Marek Hartman

Personal information
- Date of birth: 7 February 1947 (age 78)
- Place of birth: Gdańsk, Poland
- Height: 1.76 m (5 ft 9+1⁄2 in)
- Position(s): Forward

Senior career*
- Years: Team / Apps / (Gls)
- 1965–1969: Lechia Gdańsk / 74 / (24)

= Marek Hartman =

Polish footballer

Marek Hartman (born 7 February 1947) was a Polish footballer who played as a forward, and later a director and university professor.

==Biography==

Born in Gdańsk, Hartman started playing football with local team Lechia Gdańsk, making his debut on 9 May 1965 against Victoria Jaworzno. At the start of his career, Hartman played with Lechia in the II liga, making a total of 34 appearances in Poland's second division. During the 1966–67 league season Lechia suffered relegation to the III liga. Hartman played a further two full seasons before retiring at the start of the 1969–70 season to focus on an academic career, stating that he had lost the motivation to continue playing football. In total for Lechia he made 75 appearances and scored 24 goals in all competitions.

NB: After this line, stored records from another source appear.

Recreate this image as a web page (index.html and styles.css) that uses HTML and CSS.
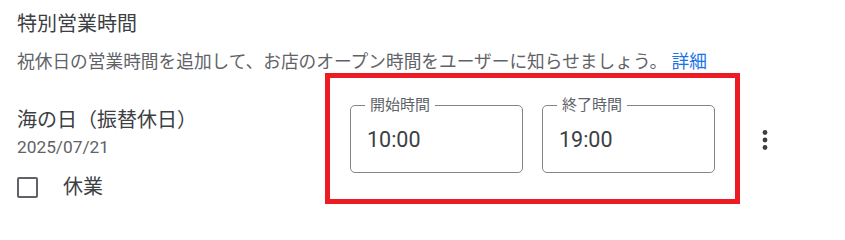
FILE: index.html
```html
<!DOCTYPE html>
<html lang="ja">
<head>
<meta charset="utf-8">
<title>特別営業時間</title>
<link rel="stylesheet" href="styles.css">
</head>
<body>
<main class="page">
  <h2 class="title">特別営業時間</h2>
  <p class="desc">祝休日の営業時間を追加して、お店のオープン時間をユーザーに知らせましょう。 <a class="link" href="#">詳細</a></p>
  <div class="row">
    <div class="day">
      <div class="day-name">海の日（振替休日）</div>
      <div class="day-date">2025/07/21</div>
      <label class="closed">
        <span class="checkbox"></span>
        <span class="closed-text">休業</span>
      </label>
    </div>
    <div class="hours">
      <fieldset class="field">
        <legend class="field-label">開始時間</legend>
        <div class="field-value">10:00</div>
      </fieldset>
      <fieldset class="field">
        <legend class="field-label">終了時間</legend>
        <div class="field-value">19:00</div>
      </fieldset>
    </div>
    <button class="more" aria-label="その他">
      <svg width="30" height="30" viewBox="0 0 30 30"><circle cx="15" cy="7.5" r="2.4"/><circle cx="15" cy="15" r="2.4"/><circle cx="15" cy="22.5" r="2.4"/></svg>
    </button>
  </div>
</main>
</body>
</html>
```

FILE: styles.css
```css
html, body {
  margin: 0;
  padding: 0;
  background: #ffffff;
}

body {
  font-family: Roboto, "Noto Sans CJK JP", "Noto Sans", sans-serif;
  color: #3c4043;
}

.page {
  padding: 10px 0 0 17px;
}

.title {
  margin: 0;
  font-size: 20px;
  line-height: 28px;
  font-weight: 400;
  color: #3c4043;
}

.desc {
  margin: 13px 0 0 0;
  font-size: 17.7px;
  line-height: 22px;
  color: #5f6368;
}

.link {
  color: #1a73e8;
  text-decoration: none;
}

.row {
  display: flex;
  align-items: flex-start;
}

.day {
  width: 308px;
  padding-top: 35px;
}

.day-name {
  font-size: 20px;
  line-height: 24px;
  color: #3c4043;
}

.day-date {
  font-size: 17.3px;
  line-height: 20px;
  color: #5f6368;
  margin-top: 5px;
}

.closed {
  display: flex;
  align-items: center;
  margin-top: 18px;
}

.checkbox {
  width: 17px;
  height: 17px;
  border: 2px solid #5f6368;
  border-radius: 2px;
}

.closed-text {
  margin-left: 25px;
  font-size: 20px;
  line-height: 24px;
  color: #3c4043;
}

.hours {
  display: flex;
  gap: 19px;
  border: 5px solid #ed1c24;
  padding: 18px 20px 26px 20px;
}

.field {
  margin: 0;
  width: 173px;
  box-sizing: border-box;
  min-inline-size: 0;
  border: 1px solid #80868b;
  border-radius: 5px;
  padding: 14px 0 20px 0;
}

.field-label {
  margin-left: 14px;
  padding: 0 5px;
  font-size: 15px;
  line-height: 18px;
  color: #5f6368;
}

.field-value {
  padding-left: 16px;
  font-size: 21.5px;
  line-height: 24px;
  color: #3c4043;
}

.more {
  margin-left: 10px;
  align-self: center;
  margin-top: 3px;
  padding: 0;
  border: 0;
  background: none;
  width: 30px;
  height: 30px;
  fill: #3c4043;
}

.more svg {
  display: block;
}
```
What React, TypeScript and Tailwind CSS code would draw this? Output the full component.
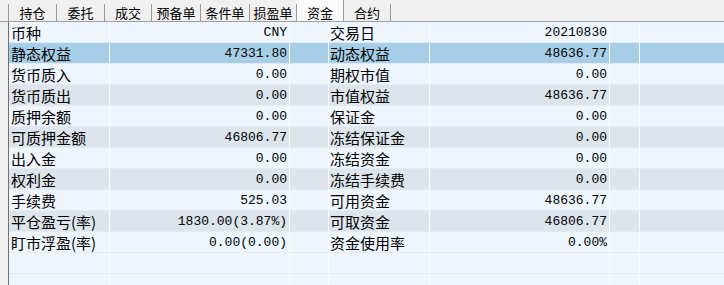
import React from "react";

const tabs = [
  { name: "持仓", w: 49 },
  { name: "委托", w: 48 },
  { name: "成交", w: 47 },
  { name: "预备单", w: 49 },
  { name: "条件单", w: 49 },
  { name: "损盈单", w: 47 },
  { name: "资金", w: 47, active: true },
  { name: "合约", w: 47 },
];

type Row = [string, string, string, string];

const rows: Row[] = [
  ["币种", "CNY", "交易日", "20210830"],
  ["静态权益", "47331.80", "动态权益", "48636.77"],
  ["货币质入", "0.00", "期权市值", "0.00"],
  ["货币质出", "0.00", "市值权益", "48636.77"],
  ["质押余额", "0.00", "保证金", "0.00"],
  ["可质押金额", "46806.77", "冻结保证金", "0.00"],
  ["出入金", "0.00", "冻结资金", "0.00"],
  ["权利金", "0.00", "冻结手续费", "0.00"],
  ["手续费", "525.03", "可用资金", "48636.77"],
  ["平仓盈亏(率)", "1830.00(3.87%)", "可取资金", "46806.77"],
  ["盯市浮盈(率)", "0.00(0.00)", "资金使用率", "0.00%"],
  ["", "", "", ""],
  ["", "", "", ""],
];

const cjk = "font-['Noto_Sans_CJK_SC','Noto_Sans',sans-serif]";
const mono = "font-['Liberation_Mono','DejaVu_Sans_Mono',monospace]";

export default function App() {
  return (
    <div className="w-[724px] h-[285px] bg-[#f0f0f0] overflow-hidden flex flex-col text-black">
      {/* tab bar */}
      <div className="h-[22px] flex items-end pl-[8px] border-b border-[#a0a0a0] shrink-0">
        {tabs.map((t, i) => (
          <div
            key={t.name}
            style={{ width: t.w }}
            className={
              (t.active
                ? "h-[21px] bg-[#fbfbfb] "
                : "h-[17px] ") +
              (i === 0 ? "border-l border-[#7a7a7a] " : "") +
              "border-r border-[#9a9a9a] flex items-center justify-center text-[13px] leading-none " +
              cjk
            }
          >
            <span className={t.active ? "mt-[3px]" : "mt-[0px]"}>{t.name}</span>
          </div>
        ))}
      </div>
      {/* body */}
      <div className="flex-1 flex min-h-0">
        <div className="w-[8px] shrink-0" />
        <div className="flex-1 border-l border-[#6f6f6f] bg-[#eef5fd] overflow-hidden">
          {rows.map((r, i) => {
            const empty = r[0] === "";
            const bg = i === 1 ? "bg-[#a6cfe7]" : !empty && i % 2 === 1 ? "bg-[#dde4eb]" : "bg-[#eef5fd]";
            return (
              <div
                key={i}
                className={
                  "grid grid-cols-[101px_180px_39px_101px_180px_30px_1fr] h-[21px] border-b border-[#e4eaf1] " +
                  bg
                }
              >
                <div className={"border-r border-[#f8fbff] pl-[2px] flex items-center text-[15px] leading-none whitespace-nowrap " + cjk}>
                  {r[0]}
                </div>
                <div className={"border-r border-[#f8fbff] pr-[2px] flex items-center justify-end text-[13px] leading-none whitespace-nowrap " + mono}>
                  {r[1]}
                </div>
                <div className="border-r border-[#f8fbff]" />
                <div className={"border-r border-[#f8fbff] pl-[1px] flex items-center text-[15px] leading-none whitespace-nowrap " + cjk}>
                  {r[2]}
                </div>
                <div className={"border-r border-[#f8fbff] pr-[2px] flex items-center justify-end text-[13px] leading-none whitespace-nowrap " + mono}>
                  {r[3]}
                </div>
                <div className="border-r border-[#f8fbff]" />
                <div />
              </div>
            );
          })}
        </div>
      </div>
    </div>
  );
}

Before retiring from football at the age of 23 Hartman had attained his master's degree. He was given a scholarship in the UK, returning to Poland in 1988, and becoming the director of the Electrotechnical Institute faculty at the Gdańsk University of Technology. In 2006 he became the director of the Technical College of Communications at Gdańsk Tech, holding this role until his formal retirement in 2012.